━━━ Task material ━━━
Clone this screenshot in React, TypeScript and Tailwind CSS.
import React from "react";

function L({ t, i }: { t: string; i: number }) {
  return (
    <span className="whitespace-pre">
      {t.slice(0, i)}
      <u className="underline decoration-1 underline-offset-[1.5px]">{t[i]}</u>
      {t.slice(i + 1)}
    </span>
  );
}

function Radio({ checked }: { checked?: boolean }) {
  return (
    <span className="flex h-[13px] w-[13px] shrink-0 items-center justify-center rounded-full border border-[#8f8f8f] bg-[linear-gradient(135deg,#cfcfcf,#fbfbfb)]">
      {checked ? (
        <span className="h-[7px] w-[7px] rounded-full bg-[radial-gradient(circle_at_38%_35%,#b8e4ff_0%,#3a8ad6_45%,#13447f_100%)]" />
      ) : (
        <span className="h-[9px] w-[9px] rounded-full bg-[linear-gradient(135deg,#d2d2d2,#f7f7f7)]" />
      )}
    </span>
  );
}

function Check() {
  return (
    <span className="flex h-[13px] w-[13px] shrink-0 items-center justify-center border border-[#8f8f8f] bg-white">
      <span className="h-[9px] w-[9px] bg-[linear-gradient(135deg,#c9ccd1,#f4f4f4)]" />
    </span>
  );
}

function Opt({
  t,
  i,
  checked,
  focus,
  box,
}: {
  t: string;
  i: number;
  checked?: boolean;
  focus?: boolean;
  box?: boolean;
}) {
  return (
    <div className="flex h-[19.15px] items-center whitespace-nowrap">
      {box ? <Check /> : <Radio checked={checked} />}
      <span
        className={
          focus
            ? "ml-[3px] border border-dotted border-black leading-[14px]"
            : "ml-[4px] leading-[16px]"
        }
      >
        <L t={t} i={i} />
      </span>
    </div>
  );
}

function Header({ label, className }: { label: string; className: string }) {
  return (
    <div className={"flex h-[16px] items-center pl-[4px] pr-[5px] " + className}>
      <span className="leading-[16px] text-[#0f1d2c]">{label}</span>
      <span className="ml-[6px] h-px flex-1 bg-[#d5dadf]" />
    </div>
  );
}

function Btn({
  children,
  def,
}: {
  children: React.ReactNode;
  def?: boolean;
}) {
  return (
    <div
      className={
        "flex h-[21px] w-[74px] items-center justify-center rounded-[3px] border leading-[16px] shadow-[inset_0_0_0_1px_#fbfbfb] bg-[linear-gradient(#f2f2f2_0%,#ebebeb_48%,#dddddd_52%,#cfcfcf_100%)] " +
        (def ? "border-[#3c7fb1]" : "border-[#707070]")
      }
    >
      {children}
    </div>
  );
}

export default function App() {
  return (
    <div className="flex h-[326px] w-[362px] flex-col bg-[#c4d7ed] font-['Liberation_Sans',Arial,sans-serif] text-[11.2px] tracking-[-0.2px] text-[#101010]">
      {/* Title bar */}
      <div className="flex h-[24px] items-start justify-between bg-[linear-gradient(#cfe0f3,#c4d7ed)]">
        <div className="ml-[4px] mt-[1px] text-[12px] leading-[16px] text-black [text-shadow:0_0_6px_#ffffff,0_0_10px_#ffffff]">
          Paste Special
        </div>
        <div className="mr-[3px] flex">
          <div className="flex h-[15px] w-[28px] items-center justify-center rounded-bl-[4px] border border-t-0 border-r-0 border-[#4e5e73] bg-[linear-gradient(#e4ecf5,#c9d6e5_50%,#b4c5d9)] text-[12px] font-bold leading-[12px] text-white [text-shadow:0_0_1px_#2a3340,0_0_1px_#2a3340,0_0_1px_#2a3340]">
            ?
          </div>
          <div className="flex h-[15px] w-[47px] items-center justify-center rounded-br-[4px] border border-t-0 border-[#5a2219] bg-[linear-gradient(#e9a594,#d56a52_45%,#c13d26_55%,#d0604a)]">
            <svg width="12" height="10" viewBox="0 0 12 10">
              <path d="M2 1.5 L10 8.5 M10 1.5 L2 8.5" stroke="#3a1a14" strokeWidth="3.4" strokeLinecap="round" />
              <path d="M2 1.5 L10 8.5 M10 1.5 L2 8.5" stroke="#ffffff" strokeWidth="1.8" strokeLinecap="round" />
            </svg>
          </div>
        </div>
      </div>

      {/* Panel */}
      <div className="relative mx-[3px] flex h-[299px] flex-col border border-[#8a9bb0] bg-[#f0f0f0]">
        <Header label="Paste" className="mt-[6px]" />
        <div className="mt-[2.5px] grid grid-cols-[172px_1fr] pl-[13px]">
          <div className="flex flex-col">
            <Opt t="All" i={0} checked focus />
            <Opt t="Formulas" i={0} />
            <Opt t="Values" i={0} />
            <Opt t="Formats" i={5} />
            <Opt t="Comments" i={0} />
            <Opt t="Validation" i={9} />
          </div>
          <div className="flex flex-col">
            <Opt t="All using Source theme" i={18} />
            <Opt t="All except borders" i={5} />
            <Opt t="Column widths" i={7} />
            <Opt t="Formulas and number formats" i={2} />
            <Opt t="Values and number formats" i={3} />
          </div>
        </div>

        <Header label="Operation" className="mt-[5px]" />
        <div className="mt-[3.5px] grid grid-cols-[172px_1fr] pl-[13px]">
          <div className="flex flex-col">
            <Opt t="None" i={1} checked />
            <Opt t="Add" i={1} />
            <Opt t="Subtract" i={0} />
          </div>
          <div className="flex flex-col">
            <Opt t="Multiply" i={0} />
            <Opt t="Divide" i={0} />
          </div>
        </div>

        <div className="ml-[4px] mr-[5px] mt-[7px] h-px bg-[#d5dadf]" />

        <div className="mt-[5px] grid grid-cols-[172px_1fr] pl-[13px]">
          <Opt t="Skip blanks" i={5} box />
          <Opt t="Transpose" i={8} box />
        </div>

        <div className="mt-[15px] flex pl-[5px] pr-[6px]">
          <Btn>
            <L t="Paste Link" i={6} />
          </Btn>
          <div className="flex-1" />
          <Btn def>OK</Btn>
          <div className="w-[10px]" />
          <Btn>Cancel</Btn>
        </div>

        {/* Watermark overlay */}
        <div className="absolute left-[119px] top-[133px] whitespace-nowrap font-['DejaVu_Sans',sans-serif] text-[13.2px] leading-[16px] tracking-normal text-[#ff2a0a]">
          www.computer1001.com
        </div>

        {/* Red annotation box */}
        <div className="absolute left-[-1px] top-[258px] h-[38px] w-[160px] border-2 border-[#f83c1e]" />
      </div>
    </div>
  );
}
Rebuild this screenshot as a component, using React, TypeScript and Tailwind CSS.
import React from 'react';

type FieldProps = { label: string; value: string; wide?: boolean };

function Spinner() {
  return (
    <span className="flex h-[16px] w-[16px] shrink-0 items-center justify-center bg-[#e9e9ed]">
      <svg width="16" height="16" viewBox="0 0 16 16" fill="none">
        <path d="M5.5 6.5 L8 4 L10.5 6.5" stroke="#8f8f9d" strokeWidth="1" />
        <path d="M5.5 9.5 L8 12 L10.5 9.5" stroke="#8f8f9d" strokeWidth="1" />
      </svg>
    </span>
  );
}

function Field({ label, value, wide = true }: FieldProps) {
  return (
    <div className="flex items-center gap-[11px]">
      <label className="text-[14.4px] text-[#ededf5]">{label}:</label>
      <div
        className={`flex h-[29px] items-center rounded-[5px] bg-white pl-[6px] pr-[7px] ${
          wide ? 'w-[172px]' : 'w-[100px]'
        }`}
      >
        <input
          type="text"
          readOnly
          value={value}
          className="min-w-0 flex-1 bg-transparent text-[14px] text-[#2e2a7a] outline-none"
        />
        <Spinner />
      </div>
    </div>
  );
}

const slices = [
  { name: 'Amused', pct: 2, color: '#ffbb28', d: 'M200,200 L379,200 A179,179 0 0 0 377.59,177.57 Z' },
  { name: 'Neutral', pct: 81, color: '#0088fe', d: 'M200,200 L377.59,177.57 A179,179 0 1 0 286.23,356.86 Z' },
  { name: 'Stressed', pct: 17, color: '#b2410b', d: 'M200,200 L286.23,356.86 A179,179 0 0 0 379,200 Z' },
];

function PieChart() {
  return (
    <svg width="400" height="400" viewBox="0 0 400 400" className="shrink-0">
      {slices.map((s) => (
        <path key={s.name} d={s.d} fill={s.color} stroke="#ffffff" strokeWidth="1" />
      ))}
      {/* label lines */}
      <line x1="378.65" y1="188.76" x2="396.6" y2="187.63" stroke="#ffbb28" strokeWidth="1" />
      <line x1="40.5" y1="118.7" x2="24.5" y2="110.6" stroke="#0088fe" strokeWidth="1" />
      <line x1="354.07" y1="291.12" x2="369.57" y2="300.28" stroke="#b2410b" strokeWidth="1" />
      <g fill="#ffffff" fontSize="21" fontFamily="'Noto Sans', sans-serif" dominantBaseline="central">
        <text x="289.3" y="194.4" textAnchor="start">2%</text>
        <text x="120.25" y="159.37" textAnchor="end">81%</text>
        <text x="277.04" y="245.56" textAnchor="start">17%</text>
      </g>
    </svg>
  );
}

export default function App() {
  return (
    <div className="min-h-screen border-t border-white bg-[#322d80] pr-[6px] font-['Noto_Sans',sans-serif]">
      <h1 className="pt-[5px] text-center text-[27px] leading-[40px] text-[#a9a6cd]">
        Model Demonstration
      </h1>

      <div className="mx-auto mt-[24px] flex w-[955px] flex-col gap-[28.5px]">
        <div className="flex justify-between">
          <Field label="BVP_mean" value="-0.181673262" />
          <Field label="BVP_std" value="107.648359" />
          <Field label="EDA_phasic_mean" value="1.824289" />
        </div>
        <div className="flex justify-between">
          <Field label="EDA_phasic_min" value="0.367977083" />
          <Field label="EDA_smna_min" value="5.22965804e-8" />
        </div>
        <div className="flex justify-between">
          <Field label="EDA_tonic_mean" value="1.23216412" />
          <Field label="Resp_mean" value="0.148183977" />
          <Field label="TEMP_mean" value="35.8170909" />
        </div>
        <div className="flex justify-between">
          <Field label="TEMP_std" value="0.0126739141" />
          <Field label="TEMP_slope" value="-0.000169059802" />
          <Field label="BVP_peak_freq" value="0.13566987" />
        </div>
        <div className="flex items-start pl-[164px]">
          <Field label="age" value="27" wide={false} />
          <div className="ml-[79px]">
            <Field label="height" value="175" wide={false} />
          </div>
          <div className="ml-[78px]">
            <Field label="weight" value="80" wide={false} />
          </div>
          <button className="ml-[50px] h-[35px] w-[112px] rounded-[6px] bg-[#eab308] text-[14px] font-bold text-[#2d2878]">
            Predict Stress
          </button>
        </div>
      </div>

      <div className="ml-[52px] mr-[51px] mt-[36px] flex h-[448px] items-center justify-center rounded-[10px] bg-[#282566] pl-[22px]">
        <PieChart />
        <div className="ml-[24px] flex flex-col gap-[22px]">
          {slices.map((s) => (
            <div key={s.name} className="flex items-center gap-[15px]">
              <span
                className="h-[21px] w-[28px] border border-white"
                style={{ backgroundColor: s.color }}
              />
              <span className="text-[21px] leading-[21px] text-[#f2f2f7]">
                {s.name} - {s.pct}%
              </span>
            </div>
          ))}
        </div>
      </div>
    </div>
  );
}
━━━
Directive:
Starting with the line that contains "Rebuild this screenshot", repeat each line exactly, and stop once the line that contains "string; value: string;" has been repeated.

Correct response:
Rebuild this screenshot as a component, using React, TypeScript and Tailwind CSS.
import React from 'react';

type FieldProps = { label: string; value: string; wide?: boolean };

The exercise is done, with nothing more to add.